Testing the lines and testing the incoming rail cars will take months and months (can't leave any stone unturned), and integrating all this new stuff with the Red Line will be very interesting.  The next eighteen months will be for the entire agency, what with System Re-imagining and the opening of the two new rail lines, as busy and as hectic as any such span of time in its history.

But I am just pleased that things are progressing at all.  Whether light rail turns out to be a boondoggle or deus ex...train, doing nothing at all to help alleviate Houston's traffic woes would have been worse if only for the cultural damage to mass-transit doing nothing would have caused.

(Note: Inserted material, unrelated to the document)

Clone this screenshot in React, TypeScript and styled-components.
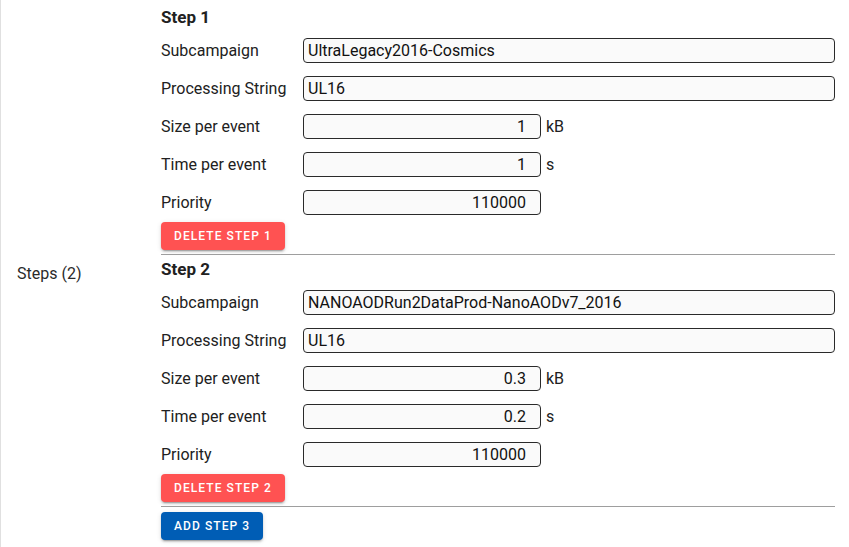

I cannot tell you how excited all this makes me once more for the re-imagined local bus network to go live next year!  By this time in 2015, the sleek, new network will be running along with our trains, and the Harrisburg overpass construction will be under way (we hope), setting the stage for the final portion of the East Line all the way to Magnolia Transit Center.

I am a happy camper and a happy transit rider.  And coming across all this Downtown rail progress, it was very tempting to step onto one of the station platforms replete with cones and barricades - perhaps I would be the first private citizen outside of METRO's purview to have done so.  I resisted and went on my merry way even happier than I already was in the wake of music and worship at Evensong.